Validation date: 13 08 2012
Updated on: Never
See on the interactive map:
Runway: 04/22 - 603x15meters/1978x49feet - asphalt
Elsenborn airfield (German: Flugplatz Elsenborn, former ICAO: EBLB) is a small army airfield operated by the Elsenborn Barracks (Camp Elsenborn) in the eastern German speaking region of Belgium.
Information about this airfield is very scarce. It must have been open before the 1920s, because the Belgian army took control of Camp Elsenborn and its "aeronautical installations for balloons and aviation" on 4 February 1920. The Belgians took over from the British Rhine Army, who had exercised control over this piece of land that had so far been part of Prussia (Germany), but so far I have been unable to pinpoint an exact date.

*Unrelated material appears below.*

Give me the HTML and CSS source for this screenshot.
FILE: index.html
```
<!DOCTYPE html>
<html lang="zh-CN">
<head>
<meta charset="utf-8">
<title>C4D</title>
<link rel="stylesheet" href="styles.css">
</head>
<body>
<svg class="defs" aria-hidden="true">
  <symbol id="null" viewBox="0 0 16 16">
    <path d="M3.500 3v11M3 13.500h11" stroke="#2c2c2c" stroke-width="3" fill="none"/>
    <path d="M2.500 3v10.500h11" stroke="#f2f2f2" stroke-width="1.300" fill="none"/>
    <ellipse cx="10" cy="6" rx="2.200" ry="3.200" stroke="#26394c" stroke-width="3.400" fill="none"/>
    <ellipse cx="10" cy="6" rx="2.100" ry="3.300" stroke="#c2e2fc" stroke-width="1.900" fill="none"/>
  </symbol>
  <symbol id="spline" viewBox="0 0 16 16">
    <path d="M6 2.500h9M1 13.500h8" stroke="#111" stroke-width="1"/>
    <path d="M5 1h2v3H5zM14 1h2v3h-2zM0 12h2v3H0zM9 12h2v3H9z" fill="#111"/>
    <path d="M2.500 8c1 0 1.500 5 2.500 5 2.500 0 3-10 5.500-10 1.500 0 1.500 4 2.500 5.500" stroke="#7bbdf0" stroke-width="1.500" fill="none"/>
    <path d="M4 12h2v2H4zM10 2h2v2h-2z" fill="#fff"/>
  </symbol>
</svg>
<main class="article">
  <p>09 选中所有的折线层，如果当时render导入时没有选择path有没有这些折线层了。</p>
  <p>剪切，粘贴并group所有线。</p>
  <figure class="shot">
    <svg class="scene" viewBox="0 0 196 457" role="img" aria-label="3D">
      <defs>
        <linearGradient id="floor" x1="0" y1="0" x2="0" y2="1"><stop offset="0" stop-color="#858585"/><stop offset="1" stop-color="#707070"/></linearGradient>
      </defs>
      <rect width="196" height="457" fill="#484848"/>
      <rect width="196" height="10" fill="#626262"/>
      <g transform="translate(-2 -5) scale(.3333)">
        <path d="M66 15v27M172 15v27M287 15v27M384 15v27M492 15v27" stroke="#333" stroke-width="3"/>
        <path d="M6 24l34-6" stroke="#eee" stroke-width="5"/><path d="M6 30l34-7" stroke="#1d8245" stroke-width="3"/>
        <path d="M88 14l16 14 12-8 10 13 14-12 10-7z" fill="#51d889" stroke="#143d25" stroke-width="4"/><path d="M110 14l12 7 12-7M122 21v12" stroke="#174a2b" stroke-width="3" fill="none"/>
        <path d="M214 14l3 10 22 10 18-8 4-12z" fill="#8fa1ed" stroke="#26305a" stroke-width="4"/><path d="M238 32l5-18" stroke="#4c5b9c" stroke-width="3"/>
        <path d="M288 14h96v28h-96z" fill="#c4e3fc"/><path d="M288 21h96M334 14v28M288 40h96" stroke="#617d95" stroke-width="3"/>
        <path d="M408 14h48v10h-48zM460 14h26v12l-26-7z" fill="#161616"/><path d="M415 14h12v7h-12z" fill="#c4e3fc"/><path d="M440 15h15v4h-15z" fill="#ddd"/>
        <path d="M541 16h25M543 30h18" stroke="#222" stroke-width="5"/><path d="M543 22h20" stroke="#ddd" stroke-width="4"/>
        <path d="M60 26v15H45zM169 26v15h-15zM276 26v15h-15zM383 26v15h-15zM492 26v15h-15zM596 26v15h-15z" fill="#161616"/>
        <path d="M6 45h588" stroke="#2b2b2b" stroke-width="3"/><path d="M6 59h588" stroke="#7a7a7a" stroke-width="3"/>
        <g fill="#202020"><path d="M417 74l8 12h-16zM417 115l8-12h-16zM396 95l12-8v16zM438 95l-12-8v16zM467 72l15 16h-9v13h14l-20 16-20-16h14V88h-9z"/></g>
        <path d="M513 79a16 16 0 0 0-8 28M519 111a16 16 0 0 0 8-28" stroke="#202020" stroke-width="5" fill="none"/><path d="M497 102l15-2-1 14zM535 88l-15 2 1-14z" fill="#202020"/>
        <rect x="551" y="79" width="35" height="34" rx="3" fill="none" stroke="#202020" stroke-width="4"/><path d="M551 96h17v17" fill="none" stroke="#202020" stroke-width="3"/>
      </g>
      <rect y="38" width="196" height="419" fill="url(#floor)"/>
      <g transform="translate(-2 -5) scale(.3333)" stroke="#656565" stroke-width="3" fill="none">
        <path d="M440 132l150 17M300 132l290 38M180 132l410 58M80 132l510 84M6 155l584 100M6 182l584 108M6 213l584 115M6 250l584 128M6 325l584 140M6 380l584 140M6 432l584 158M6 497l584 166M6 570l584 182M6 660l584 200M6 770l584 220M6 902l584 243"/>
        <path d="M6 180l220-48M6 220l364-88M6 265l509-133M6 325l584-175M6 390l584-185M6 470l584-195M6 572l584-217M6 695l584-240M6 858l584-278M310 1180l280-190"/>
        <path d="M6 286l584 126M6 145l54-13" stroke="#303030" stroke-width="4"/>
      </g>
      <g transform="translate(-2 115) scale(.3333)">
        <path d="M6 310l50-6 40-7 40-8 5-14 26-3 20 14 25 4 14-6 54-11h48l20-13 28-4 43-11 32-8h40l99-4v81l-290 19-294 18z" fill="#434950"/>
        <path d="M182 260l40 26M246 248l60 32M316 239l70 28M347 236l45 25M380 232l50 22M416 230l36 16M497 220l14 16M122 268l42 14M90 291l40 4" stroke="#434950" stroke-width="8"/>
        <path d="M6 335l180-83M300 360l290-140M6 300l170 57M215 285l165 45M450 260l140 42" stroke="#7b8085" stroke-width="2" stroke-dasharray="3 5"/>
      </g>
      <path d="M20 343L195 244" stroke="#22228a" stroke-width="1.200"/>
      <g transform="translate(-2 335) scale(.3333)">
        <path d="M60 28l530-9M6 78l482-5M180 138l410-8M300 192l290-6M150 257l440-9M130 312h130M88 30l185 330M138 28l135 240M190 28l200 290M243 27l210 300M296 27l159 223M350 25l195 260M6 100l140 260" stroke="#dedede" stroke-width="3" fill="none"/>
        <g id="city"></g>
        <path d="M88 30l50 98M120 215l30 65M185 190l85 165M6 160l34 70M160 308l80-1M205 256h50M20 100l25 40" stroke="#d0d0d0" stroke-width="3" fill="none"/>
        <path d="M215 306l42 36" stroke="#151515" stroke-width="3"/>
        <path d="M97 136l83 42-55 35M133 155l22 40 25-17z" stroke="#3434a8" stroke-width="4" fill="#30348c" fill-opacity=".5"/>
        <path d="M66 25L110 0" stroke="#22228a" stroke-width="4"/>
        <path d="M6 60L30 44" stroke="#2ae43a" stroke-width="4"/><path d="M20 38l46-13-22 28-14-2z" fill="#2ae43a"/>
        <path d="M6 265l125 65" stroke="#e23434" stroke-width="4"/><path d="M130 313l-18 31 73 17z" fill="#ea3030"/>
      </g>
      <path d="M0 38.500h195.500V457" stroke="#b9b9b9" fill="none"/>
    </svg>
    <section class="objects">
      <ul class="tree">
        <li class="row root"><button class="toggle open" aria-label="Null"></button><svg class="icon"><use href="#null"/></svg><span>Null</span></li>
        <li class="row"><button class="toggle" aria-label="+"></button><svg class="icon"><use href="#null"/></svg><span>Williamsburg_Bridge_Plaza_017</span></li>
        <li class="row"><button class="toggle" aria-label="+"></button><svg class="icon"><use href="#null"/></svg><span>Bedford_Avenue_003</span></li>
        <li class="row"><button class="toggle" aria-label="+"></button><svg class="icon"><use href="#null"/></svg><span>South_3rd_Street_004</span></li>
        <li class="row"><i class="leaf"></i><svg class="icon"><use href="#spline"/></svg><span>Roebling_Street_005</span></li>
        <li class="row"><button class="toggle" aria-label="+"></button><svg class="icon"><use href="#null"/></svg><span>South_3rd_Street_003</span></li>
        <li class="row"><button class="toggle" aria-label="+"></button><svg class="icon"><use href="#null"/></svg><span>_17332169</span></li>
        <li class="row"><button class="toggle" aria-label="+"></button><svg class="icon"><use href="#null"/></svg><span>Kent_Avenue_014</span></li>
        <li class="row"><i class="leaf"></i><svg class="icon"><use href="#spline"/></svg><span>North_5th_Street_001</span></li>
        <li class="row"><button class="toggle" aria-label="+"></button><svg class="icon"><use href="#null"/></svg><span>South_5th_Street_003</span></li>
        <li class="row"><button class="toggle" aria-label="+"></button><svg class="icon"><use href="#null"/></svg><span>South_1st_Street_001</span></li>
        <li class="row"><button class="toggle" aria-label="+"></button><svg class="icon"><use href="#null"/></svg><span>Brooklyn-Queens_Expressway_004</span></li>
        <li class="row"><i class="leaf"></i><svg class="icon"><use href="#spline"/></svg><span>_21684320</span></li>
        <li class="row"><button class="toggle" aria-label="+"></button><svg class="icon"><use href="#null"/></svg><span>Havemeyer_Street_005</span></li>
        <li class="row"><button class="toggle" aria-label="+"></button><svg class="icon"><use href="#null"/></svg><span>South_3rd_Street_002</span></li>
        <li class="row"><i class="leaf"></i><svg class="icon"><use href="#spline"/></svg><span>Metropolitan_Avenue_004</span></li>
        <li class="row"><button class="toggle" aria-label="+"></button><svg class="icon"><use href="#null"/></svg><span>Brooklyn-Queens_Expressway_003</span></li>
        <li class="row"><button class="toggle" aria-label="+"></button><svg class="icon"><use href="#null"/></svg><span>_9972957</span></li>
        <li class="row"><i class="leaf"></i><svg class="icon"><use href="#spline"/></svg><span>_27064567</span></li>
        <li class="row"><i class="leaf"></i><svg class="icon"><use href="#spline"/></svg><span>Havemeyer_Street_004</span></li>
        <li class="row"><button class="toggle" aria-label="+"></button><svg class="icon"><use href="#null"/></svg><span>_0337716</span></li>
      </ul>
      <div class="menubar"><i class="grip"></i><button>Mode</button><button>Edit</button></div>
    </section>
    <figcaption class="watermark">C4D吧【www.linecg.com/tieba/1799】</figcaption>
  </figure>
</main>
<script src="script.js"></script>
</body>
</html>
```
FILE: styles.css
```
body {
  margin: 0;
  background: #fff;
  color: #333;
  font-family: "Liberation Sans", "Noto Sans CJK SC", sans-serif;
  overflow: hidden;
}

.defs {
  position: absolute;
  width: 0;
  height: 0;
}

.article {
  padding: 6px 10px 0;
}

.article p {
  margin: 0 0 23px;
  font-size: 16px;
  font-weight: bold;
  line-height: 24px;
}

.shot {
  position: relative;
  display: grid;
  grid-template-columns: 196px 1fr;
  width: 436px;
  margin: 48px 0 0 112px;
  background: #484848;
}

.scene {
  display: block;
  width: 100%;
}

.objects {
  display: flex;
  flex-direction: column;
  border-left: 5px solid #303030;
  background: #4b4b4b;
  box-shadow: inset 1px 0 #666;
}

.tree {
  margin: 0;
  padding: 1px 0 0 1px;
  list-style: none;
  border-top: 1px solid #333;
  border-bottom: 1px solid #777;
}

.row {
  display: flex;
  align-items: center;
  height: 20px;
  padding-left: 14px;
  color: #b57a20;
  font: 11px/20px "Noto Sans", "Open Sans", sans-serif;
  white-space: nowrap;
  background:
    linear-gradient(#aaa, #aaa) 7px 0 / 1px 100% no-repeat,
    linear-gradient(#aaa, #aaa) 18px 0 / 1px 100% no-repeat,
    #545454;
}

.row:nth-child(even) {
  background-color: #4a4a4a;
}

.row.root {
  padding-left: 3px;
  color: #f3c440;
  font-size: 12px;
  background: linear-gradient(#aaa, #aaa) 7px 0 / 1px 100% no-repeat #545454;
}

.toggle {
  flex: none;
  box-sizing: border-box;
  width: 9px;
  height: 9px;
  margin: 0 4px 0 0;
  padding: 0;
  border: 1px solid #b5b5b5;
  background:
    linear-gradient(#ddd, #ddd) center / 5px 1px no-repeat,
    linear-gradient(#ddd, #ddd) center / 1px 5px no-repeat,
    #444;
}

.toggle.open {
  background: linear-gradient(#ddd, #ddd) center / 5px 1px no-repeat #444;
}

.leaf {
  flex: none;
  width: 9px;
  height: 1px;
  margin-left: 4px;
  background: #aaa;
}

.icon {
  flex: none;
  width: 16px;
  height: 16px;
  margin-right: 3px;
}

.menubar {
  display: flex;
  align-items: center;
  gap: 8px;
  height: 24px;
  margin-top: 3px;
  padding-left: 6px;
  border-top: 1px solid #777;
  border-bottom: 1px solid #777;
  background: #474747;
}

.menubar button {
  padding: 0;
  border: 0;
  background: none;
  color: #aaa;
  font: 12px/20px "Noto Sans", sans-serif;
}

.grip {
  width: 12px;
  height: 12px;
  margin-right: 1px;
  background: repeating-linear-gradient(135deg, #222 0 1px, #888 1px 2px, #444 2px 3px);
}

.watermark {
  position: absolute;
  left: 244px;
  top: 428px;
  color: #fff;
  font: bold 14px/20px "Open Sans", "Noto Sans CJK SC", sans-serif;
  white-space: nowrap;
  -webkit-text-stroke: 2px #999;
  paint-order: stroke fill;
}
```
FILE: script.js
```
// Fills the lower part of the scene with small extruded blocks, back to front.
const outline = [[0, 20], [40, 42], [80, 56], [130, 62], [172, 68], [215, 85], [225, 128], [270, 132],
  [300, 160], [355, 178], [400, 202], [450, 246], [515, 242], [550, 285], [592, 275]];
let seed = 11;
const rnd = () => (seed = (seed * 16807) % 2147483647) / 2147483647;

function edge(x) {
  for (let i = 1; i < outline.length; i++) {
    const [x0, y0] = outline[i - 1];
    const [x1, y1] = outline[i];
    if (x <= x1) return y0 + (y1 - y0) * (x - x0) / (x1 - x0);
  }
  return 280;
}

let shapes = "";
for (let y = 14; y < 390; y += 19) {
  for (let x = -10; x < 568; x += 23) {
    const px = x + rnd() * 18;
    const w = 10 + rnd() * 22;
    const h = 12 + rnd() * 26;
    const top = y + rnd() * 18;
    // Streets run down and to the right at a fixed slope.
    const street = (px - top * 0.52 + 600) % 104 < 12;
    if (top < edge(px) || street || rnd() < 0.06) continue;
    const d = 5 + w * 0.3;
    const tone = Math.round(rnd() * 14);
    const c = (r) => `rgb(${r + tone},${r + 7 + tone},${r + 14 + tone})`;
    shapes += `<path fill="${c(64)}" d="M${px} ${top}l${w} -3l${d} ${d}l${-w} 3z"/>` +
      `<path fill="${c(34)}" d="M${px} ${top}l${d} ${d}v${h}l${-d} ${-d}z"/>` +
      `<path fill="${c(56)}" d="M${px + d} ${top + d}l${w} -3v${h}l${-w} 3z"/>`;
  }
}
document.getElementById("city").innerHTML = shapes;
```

During the Battle of the Bulge in World War II it was the scene of fierce fighting. The Elsenborn Ridge was the only sector of the American front line during the Battle of the Bulge where the Germans failed to advance.
Unidentified aircraft in front of the hangar at Camp Elsenborn, photographed in the 1920s (www.mil.be).
Elsenborn Air Field, photographed in the early 1930s (PPRUNE.org).
The airfield had a shared military/civilian use from 1992 until 2002. Still, even from this period there is little to be found on line. Even the landing directions and dimensions of the single runway are very hard to find on line. The airfield can be clearly seen with Google Earth, however.
Elsenborn used to be the home base of the Belgian Army RPV-unit 80 Squadron (Hunter-B), but they left the airbase for Florennes Air Base in 2007.
On 14 August 2012 I received an email from Belgian local military authorities. They notified me:
EBLB is no longer present in the Belgian AIP publication. It remains a military airfield however, used mainly for helicopter operations. It is situated inside a Danger Area (D04) activated during the activities of the (nearby) shooting ranges, and under a Temporary Segregated Area activated for UAV or Close Air Support Training. It may be used by civilian gliders, ultralight or light aircraft as a diversion airfield in case of emergency (i.e. for safety reasons). However, as a non-official airfield, any landing on it will be considered a forced landing, meaning that gliders or fabrics ultralights should be evacuated on a trailer.
For light aircraft, the evacuation take-off should be performed within the rules of the Belgian federal aviation authorities for a forced landing outside an official airfield. For forced landings outside office hours, contact with Camp Elsenborn security is required on +3240442109 (in French or German).
The authority added that with the introduction of NH-90 helicopters into the Belgian Air Component, activity at the airfield is likely to increase.